I must admit I’m unsure how to start this blog. I’m just going to go with it. I’ll jump right into the action.

I created this blog as a means to keep track and show my life/journey as a writer. This summer I was hoping to either be in Washington or New Hampshire amongst a handful of other students, but I ended up having to make my own writing plans. That’s fine, because I was used to it anyway.

So I enrolled in an online writing class with Gotham Writers’ Workshop which lasts for 10 weeks, starting today (assuming I get a spot since I enrolled yesterday… They’ve yet to send me an e-mail to confirm). It’s a class on article writing. It isn’t fiction (obviously) but I thought it would be good to expose myself to a different form of writing, especially considering where I think this blog may go in the future.

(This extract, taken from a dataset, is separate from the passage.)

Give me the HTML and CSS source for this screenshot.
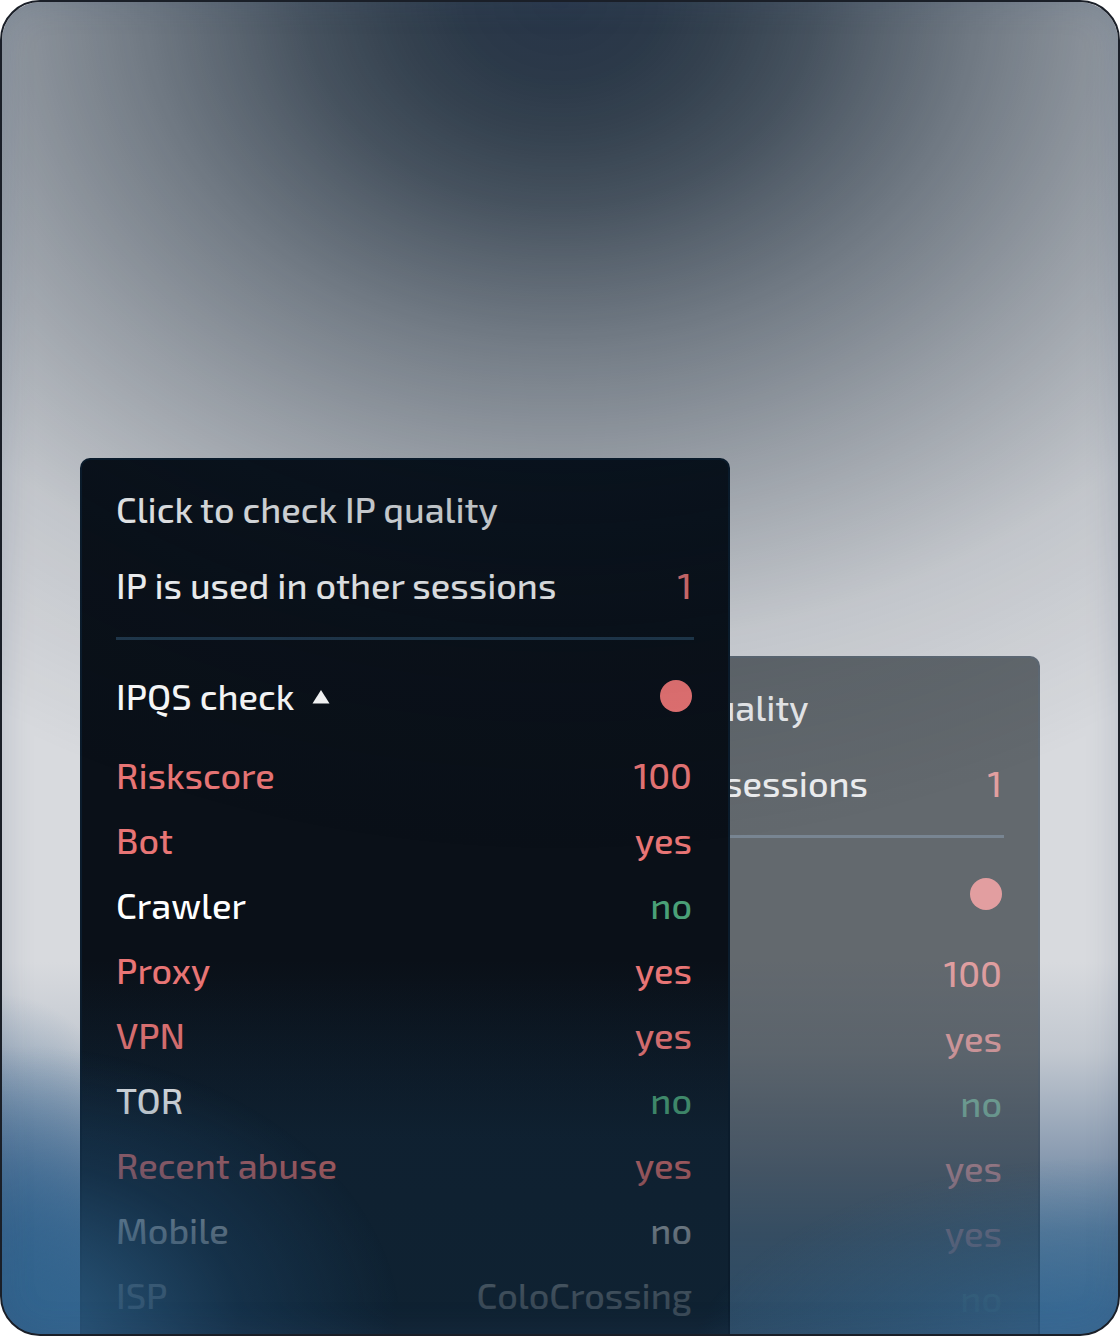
FILE: index.html
```html
<!DOCTYPE html>
<html lang="en">
<head>
  <meta charset="UTF-8">
  <meta name="viewport" content="width=device-width, initial-scale=1.0">
  <title>IP quality</title>
  <link rel="stylesheet" href="styles.css">
</head>
<body>
  <main class="scene">
    <section class="panel panel-front">
      <button type="button" class="row check-button">Click to check IP quality</button>
      <div class="row">
        <span>IP is used in other sessions</span>
        <span class="bad">1</span>
      </div>
      <hr class="divider">
      <div class="row check-row">
        <button type="button" class="toggle" aria-expanded="true">
          IPQS check
          <svg class="arrow" viewBox="0 0 18 16" aria-hidden="true"><path d="M9 2 17.5 15.5H0.5Z"/></svg>
        </button>
        <span class="dot"></span>
      </div>
      <dl class="results">
        <div class="result bad"><dt>Riskscore</dt><dd>100</dd></div>
        <div class="result bad"><dt>Bot</dt><dd>yes</dd></div>
        <div class="result"><dt>Crawler</dt><dd class="good">no</dd></div>
        <div class="result bad"><dt>Proxy</dt><dd>yes</dd></div>
        <div class="result bad"><dt>VPN</dt><dd>yes</dd></div>
        <div class="result"><dt>TOR</dt><dd class="good">no</dd></div>
        <div class="result bad"><dt>Recent abuse</dt><dd>yes</dd></div>
        <div class="result"><dt>Mobile</dt><dd>no</dd></div>
        <div class="result"><dt>ISP</dt><dd>ColoCrossing</dd></div>
      </dl>
    </section>

    <!-- second panel, mostly hidden behind the first one -->
    <section class="panel panel-back">
      <div class="row"><span class="title-tail">quality</span></div>
      <div class="row">
        <span class="sessions-tail">sessions</span>
        <span class="bad">1</span>
      </div>
      <hr class="divider">
      <div class="row check-row">
        <span class="dot"></span>
      </div>
      <ul class="results">
        <li class="result bad">100</li>
        <li class="result bad">yes</li>
        <li class="result good">no</li>
        <li class="result bad">yes</li>
        <li class="result bad">yes</li>
        <li class="result good">no</li>
      </ul>
    </section>
  </main>
</body>
</html>
```
FILE: styles.css
```css
* {
  box-sizing: border-box;
}
body {
  margin: 0;
  background: #fff;
  font-family: "Exo 2", "Noto Sans", sans-serif;
  font-size: 36px;
  font-weight: 500;
  line-height: 44px;
  color: #fff;
}
.scene {
  position: relative;
  display: grid;
  grid-template-columns: 31fr 34fr 31fr;
  grid-template-rows: 198px 1fr;
  height: 100vh;
  min-height: 1336px;
  padding: 456px 78px 0;
  border: 2px solid #1a1f28;
  border-radius: 40px;
  overflow: hidden;
  background:
    radial-gradient(180px 340px at 0 100%, rgba(52, 96, 138, 0.9) 10%, rgba(60, 104, 146, 0.6) 50%, rgba(70, 110, 150, 0) 100%),
    linear-gradient(#d8dade 960px, #c2c8d0 1050px, #8c9db2 1150px, #587a9a 1230px, #3a678f 1310px);
}
/* light and shade over the panels */
.scene::after {
  content: "";
  position: absolute;
  inset: 0;
  z-index: 3;
  pointer-events: none;
  border-radius: 38px;
  box-shadow: inset 0 0 32px rgba(60, 80, 120, 0.22);
  background:
    radial-gradient(400px 290px at 0 100%, rgba(48, 100, 142, 0.7) 20%, rgba(38, 90, 135, 0.28) 60%, rgba(38, 90, 135, 0) 100%),
    radial-gradient(440px 230px at 100% 104%, rgba(56, 108, 152, 0.6) 20%, rgba(50, 104, 146, 0.3) 60%, rgba(50, 104, 146, 0) 100%),
    radial-gradient(1060px 850px at 50% 0, rgba(8, 24, 45, 0.85) 0%, rgba(8, 24, 42, 0.83) 9%, rgba(8, 24, 40, 0.78) 16%, rgba(8, 24, 40, 0.7) 24%, rgba(8, 24, 40, 0.62) 30%, rgba(8, 24, 40, 0.48) 41%, rgba(8, 24, 40, 0.31) 56%, rgba(8, 24, 40, 0.1) 76%, rgba(8, 24, 40, 0) 100%);
}
.panel {
  position: relative;
  padding: 11px 34px 0;
  border: 2px solid #0b1c2c;
  border-bottom: 0;
  border-radius: 10px 10px 0 0;
}
.panel::after {
  content: "";
  position: absolute;
  inset: 0;
  pointer-events: none;
}
.panel-front {
  grid-area: 1 / 1 / 3 / 3;
  z-index: 2;
  background: linear-gradient(#0a1018 500px, #0f2030 680px);
}
.panel-front::after {
  background: linear-gradient(rgba(15, 34, 50, 0) 520px, rgba(15, 34, 50, 0.1) 580px, rgba(15, 34, 50, 0.2) 645px, rgba(15, 34, 50, 0.38) 710px, rgba(15, 34, 50, 0.66) 775px, rgba(15, 34, 50, 0.82) 840px);
}
.panel-back {
  grid-area: 2 / 2 / 3 / 4;
  z-index: 1;
  opacity: 0.58;
  background: #0f181f;
}
.panel-back::after {
  background: linear-gradient(rgba(38, 58, 74, 0) 300px, rgba(38, 58, 74, 0.12) 384px, rgba(38, 58, 74, 0.25) 449px, rgba(38, 58, 74, 0.42) 514px, rgba(38, 58, 74, 0.66) 580px, rgba(38, 58, 74, 0.9) 645px);
}
.row {
  display: flex;
  align-items: center;
  justify-content: space-between;
  height: 76px;
}
button {
  padding: 0;
  border: 0;
  background: none;
  font: inherit;
  color: inherit;
  cursor: pointer;
}
.check-button {
  width: 100%;
}
.divider {
  height: 3px;
  margin: 14px 0 24px;
  border: 0;
  background: #20384c;
}
.panel-back .divider {
  background: #34485c;
}
.check-row {
  height: 64px;
}
.toggle {
  display: flex;
  align-items: center;
  gap: 18px;
}
.arrow {
  width: 18px;
  height: 16px;
  fill: currentColor;
}
.dot {
  width: 32px;
  height: 32px;
  margin-left: auto;
  border-radius: 50%;
  background: #ea7474;
}
.results {
  margin: 14px 0 0;
  padding: 0;
  list-style: none;
}
.result {
  display: flex;
  align-items: center;
  justify-content: space-between;
  height: 65px;
}
.row,
.result {
  padding-right: 2px;
}
.panel-back .result {
  justify-content: flex-end;
}
.result dd {
  margin: 0;
}
.title-tail {
  padding-left: 268px;
}
.sessions-tail {
  padding-left: 298px;
}
.bad {
  color: #e87575;
}
.good {
  color: #4aa077;
}
```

I was planning on creating a blog over the summer anyhow because I intended on attending either Clarion West or Odyssey for 6 weeks (located in Seattle, Washington and Manchester, New Hampshire, respectively). Clarion West rejected me, and while my story “For Zanna”  won me a spot on the waiting list for Odyssey, I never received a call offering me acceptance. So here I am, still in Pennsylvania… It at least gives me more time to save up for next year’s tuition! 🙂

I will say though that the feedback Jeanne Cavelos (the director of Odyssey) offered me on my story was very honest, helpful, and encouraging. I’ve yet to sit down to rewrite “For Zanna” though. I’ll get to it. I’m working on rewriting another story of mine currently — “Like a Fly on the Wall.” It’s my first flash fiction piece and it’s gone through a couple of versions thus far (thanks to my critique group!). I believe the version I’m writing now will be the final draft, then I’ll submit it to a market.

Well, I don’t want to make a novel out of my first blog post and bore anyone who actually sat through and read this. For those who have read this — thank you! I hope to be one of the blogs you’ll come back to and make one of your “frequently visited” blogs.